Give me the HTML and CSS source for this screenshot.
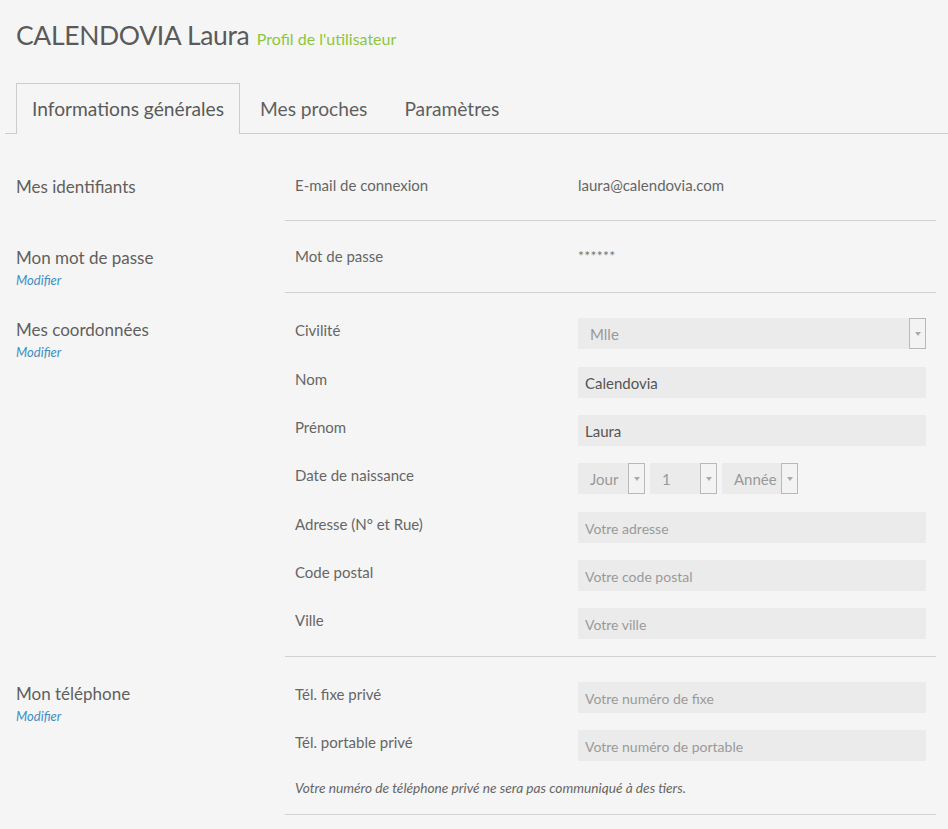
FILE: index.html
```html
<!DOCTYPE html>
<html lang="fr">
<head>
<meta charset="utf-8">
<title>Profil de l'utilisateur</title>
<link rel="stylesheet" href="styles.css">
</head>
<body>
<header class="page-head">
  <h1 class="title">CALENDOVIA Laura <small class="subtitle">Profil de l'utilisateur</small></h1>
</header>
<nav class="tabs">
  <a class="tab active">Informations générales</a>
  <a class="tab">Mes proches</a>
  <a class="tab">Paramètres</a>
</nav>
<main class="content">
  <section class="block">
    <div class="block-head"><h2>Mes identifiants</h2></div>
    <div class="block-body text">
      <div class="row"><span class="label">E-mail de connexion</span><span class="value">laura@calendovia.com</span></div>
    </div>
  </section>
  <section class="block">
    <div class="block-head"><h2>Mon mot de passe</h2><a class="edit">Modifier</a></div>
    <div class="block-body text tall">
      <div class="row"><span class="label">Mot de passe</span><span class="value stars">******</span></div>
    </div>
  </section>
  <section class="block">
    <div class="block-head"><h2>Mes coordonnées</h2><a class="edit">Modifier</a></div>
    <div class="block-body fields">
      <div class="field with-select"><span class="label">Civilité</span>
        <div class="select wide"><span class="sel-val">Mlle</span><span class="arrow"></span></div>
      </div>
      <div class="field"><span class="label">Nom</span><input class="input" value="Calendovia"></div>
      <div class="field"><span class="label">Prénom</span><input class="input" value="Laura"></div>
      <div class="field with-select"><span class="label">Date de naissance</span>
        <div class="dates">
          <div class="select day"><span class="sel-val">Jour</span><span class="arrow"></span></div>
          <div class="select day"><span class="sel-val">1</span><span class="arrow"></span></div>
          <div class="select year"><span class="sel-val">Année</span><span class="arrow"></span></div>
        </div>
      </div>
      <div class="field"><span class="label">Adresse (N° et Rue)</span><input class="input" placeholder="Votre adresse"></div>
      <div class="field"><span class="label">Code postal</span><input class="input" placeholder="Votre code postal"></div>
      <div class="field"><span class="label">Ville</span><input class="input" placeholder="Votre ville"></div>
    </div>
  </section>
  <section class="block">
    <div class="block-head"><h2>Mon téléphone</h2><a class="edit">Modifier</a></div>
    <div class="block-body fields">
      <div class="field"><span class="label">Tél. fixe privé</span><input class="input" placeholder="Votre numéro de fixe"></div>
      <div class="field"><span class="label">Tél. portable privé</span><input class="input" placeholder="Votre numéro de portable"></div>
      <p class="note">Votre numéro de téléphone privé ne sera pas communiqué à des tiers.</p>
    </div>
  </section>
</main>
</body>
</html>
```

FILE: styles.css
```css
* { box-sizing: border-box; }
html, body { margin: 0; padding: 0; }
body {
  background: #f5f5f5;
  font-family: Lato, "Noto Sans", sans-serif;
  color: #666;
  width: 948px;
  height: 829px;
  overflow: hidden;
}
.page-head { padding: 16px 16px 0; height: 83px; }
.title {
  margin: 0;
  font-size: 26.5px;
  font-weight: 400;
  color: #5a5a5a;
  line-height: 38px;
  letter-spacing: -0.35px;
}
.subtitle {
  font-size: 16px;
  color: #8cc63f;
  margin-left: 1px;
  letter-spacing: 0;
}
.tabs {
  display: flex;
  margin-left: 5px;
  padding-left: 11px;
  border-bottom: 1px solid #cccccc;
  height: 51px;
}
.tab {
  display: block;
  height: 51px;
  line-height: 50px;
  padding: 0 16px;
  margin-right: 3px;
  font-size: 19.2px;
  color: #5f5f5f;
  border: 1px solid transparent;
  border-bottom: none;
}
.tab.active {
  border-color: #cccccc;
  background: #f5f5f5;
  padding: 0 15px 0 15px;
  width: 224px;
  color: #5a5a5a;
}
.content { padding-top: 16px; }
.block {
  display: grid;
  grid-template-columns: 285px 651px;
}
.block-head { padding: 27px 0 0 16px; }
.block-head h2 {
  margin: 0;
  font-size: 17px;
  font-weight: 400;
  line-height: 20px;
  color: #5f5f5f;
}
.edit {
  display: block;
  font-size: 13px;
  font-style: italic;
  line-height: 24px;
  color: #3b8fc6;
}
.block-body {
  border-bottom: 1px solid #d2d2d2;
  padding: 25px 10px 0;
}
.block-body.text { padding-bottom: 25px; }
.block-body.text.tall { padding-bottom: 26px; }
.row, .field {
  display: grid;
  grid-template-columns: 283px 348px;
  font-size: 15px;
  line-height: 20px;
}
.field { margin-bottom: 17px; align-items: start; }
.field.with-select { margin-bottom: 18px; }
.field .label { padding-top: 2px; }
.stars { font-size: 14px; color: #777; letter-spacing: 0.3px; }
.input {
  height: 31px;
  width: 348px;
  border: none;
  outline: none;
  background: #ebebeb;
  padding: 0 7px;
  font-family: inherit;
  font-size: 15px;
  color: #555;
}
.input::placeholder { color: #9a9a9a; font-size: 14px; }
.select {
  height: 31px;
  background: #ebebeb;
  display: flex;
  align-items: stretch;
  justify-content: space-between;
  color: #999;
}
.sel-val { padding: 0 0 0 12px; line-height: 32px; font-size: 15px; }
.arrow {
  width: 17px;
  border: 1px solid #b9b9b9;
  background: #f3f3f3;
  position: relative;
}
.arrow::after {
  content: "";
  position: absolute;
  left: 50%;
  top: 50%;
  margin: -2px 0 0 -3px;
  border-left: 3px solid transparent;
  border-right: 3px solid transparent;
  border-top: 4px solid #aaa;
}
.dates { display: flex; gap: 5px; }
.select.day { width: 67px; }
.select.year { width: 76px; }
.note {
  margin: 0 0 16px;
  font-size: 13.7px;
  font-style: italic;
  line-height: 20px;
  color: #666;
}
```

==========

What you should do >> Leave the images out and output the remaining material exactly as it stands.

Completed exercise >>
Give me the HTML and CSS source for this screenshot.
FILE: index.html
```html
<!DOCTYPE html>
<html lang="fr">
<head>
<meta charset="utf-8">
<title>Profil de l'utilisateur</title>
<link rel="stylesheet" href="styles.css">
</head>
<body>
<header class="page-head">
  <h1 class="title">CALENDOVIA Laura <small class="subtitle">Profil de l'utilisateur</small></h1>
</header>
<nav class="tabs">
  <a class="tab active">Informations générales</a>
  <a class="tab">Mes proches</a>
  <a class="tab">Paramètres</a>
</nav>
<main class="content">
  <section class="block">
    <div class="block-head"><h2>Mes identifiants</h2></div>
    <div class="block-body text">
      <div class="row"><span class="label">E-mail de connexion</span><span class="value">laura@calendovia.com</span></div>
    </div>
  </section>
  <section class="block">
    <div class="block-head"><h2>Mon mot de passe</h2><a class="edit">Modifier</a></div>
    <div class="block-body text tall">
      <div class="row"><span class="label">Mot de passe</span><span class="value stars">******</span></div>
    </div>
  </section>
  <section class="block">
    <div class="block-head"><h2>Mes coordonnées</h2><a class="edit">Modifier</a></div>
    <div class="block-body fields">
      <div class="field with-select"><span class="label">Civilité</span>
        <div class="select wide"><span class="sel-val">Mlle</span><span class="arrow"></span></div>
      </div>
      <div class="field"><span class="label">Nom</span><input class="input" value="Calendovia"></div>
      <div class="field"><span class="label">Prénom</span><input class="input" value="Laura"></div>
      <div class="field with-select"><span class="label">Date de naissance</span>
        <div class="dates">
          <div class="select day"><span class="sel-val">Jour</span><span class="arrow"></span></div>
          <div class="select day"><span class="sel-val">1</span><span class="arrow"></span></div>
          <div class="select year"><span class="sel-val">Année</span><span class="arrow"></span></div>
        </div>
      </div>
      <div class="field"><span class="label">Adresse (N° et Rue)</span><input class="input" placeholder="Votre adresse"></div>
      <div class="field"><span class="label">Code postal</span><input class="input" placeholder="Votre code postal"></div>
      <div class="field"><span class="label">Ville</span><input class="input" placeholder="Votre ville"></div>
    </div>
  </section>
  <section class="block">
    <div class="block-head"><h2>Mon téléphone</h2><a class="edit">Modifier</a></div>
    <div class="block-body fields">
      <div class="field"><span class="label">Tél. fixe privé</span><input class="input" placeholder="Votre numéro de fixe"></div>
      <div class="field"><span class="label">Tél. portable privé</span><input class="input" placeholder="Votre numéro de portable"></div>
      <p class="note">Votre numéro de téléphone privé ne sera pas communiqué à des tiers.</p>
    </div>
  </section>
</main>
</body>
</html>
```

FILE: styles.css
```css
* { box-sizing: border-box; }
html, body { margin: 0; padding: 0; }
body {
  background: #f5f5f5;
  font-family: Lato, "Noto Sans", sans-serif;
  color: #666;
  width: 948px;
  height: 829px;
  overflow: hidden;
}
.page-head { padding: 16px 16px 0; height: 83px; }
.title {
  margin: 0;
  font-size: 26.5px;
  font-weight: 400;
  color: #5a5a5a;
  line-height: 38px;
  letter-spacing: -0.35px;
}
.subtitle {
  font-size: 16px;
  color: #8cc63f;
  margin-left: 1px;
  letter-spacing: 0;
}
.tabs {
  display: flex;
  margin-left: 5px;
  padding-left: 11px;
  border-bottom: 1px solid #cccccc;
  height: 51px;
}
.tab {
  display: block;
  height: 51px;
  line-height: 50px;
  padding: 0 16px;
  margin-right: 3px;
  font-size: 19.2px;
  color: #5f5f5f;
  border: 1px solid transparent;
  border-bottom: none;
}
.tab.active {
  border-color: #cccccc;
  background: #f5f5f5;
  padding: 0 15px 0 15px;
  width: 224px;
  color: #5a5a5a;
}
.content { padding-top: 16px; }
.block {
  display: grid;
  grid-template-columns: 285px 651px;
}
.block-head { padding: 27px 0 0 16px; }
.block-head h2 {
  margin: 0;
  font-size: 17px;
  font-weight: 400;
  line-height: 20px;
  color: #5f5f5f;
}
.edit {
  display: block;
  font-size: 13px;
  font-style: italic;
  line-height: 24px;
  color: #3b8fc6;
}
.block-body {
  border-bottom: 1px solid #d2d2d2;
  padding: 25px 10px 0;
}
.block-body.text { padding-bottom: 25px; }
.block-body.text.tall { padding-bottom: 26px; }
.row, .field {
  display: grid;
  grid-template-columns: 283px 348px;
  font-size: 15px;
  line-height: 20px;
}
.field { margin-bottom: 17px; align-items: start; }
.field.with-select { margin-bottom: 18px; }
.field .label { padding-top: 2px; }
.stars { font-size: 14px; color: #777; letter-spacing: 0.3px; }
.input {
  height: 31px;
  width: 348px;
  border: none;
  outline: none;
  background: #ebebeb;
  padding: 0 7px;
  font-family: inherit;
  font-size: 15px;
  color: #555;
}
.input::placeholder { color: #9a9a9a; font-size: 14px; }
.select {
  height: 31px;
  background: #ebebeb;
  display: flex;
  align-items: stretch;
  justify-content: space-between;
  color: #999;
}
.sel-val { padding: 0 0 0 12px; line-height: 32px; font-size: 15px; }
.arrow {
  width: 17px;
  border: 1px solid #b9b9b9;
  background: #f3f3f3;
  position: relative;
}
.arrow::after {
  content: "";
  position: absolute;
  left: 50%;
  top: 50%;
  margin: -2px 0 0 -3px;
  border-left: 3px solid transparent;
  border-right: 3px solid transparent;
  border-top: 4px solid #aaa;
}
.dates { display: flex; gap: 5px; }
.select.day { width: 67px; }
.select.year { width: 76px; }
.note {
  margin: 0 0 16px;
  font-size: 13.7px;
  font-style: italic;
  line-height: 20px;
  color: #666;
}
```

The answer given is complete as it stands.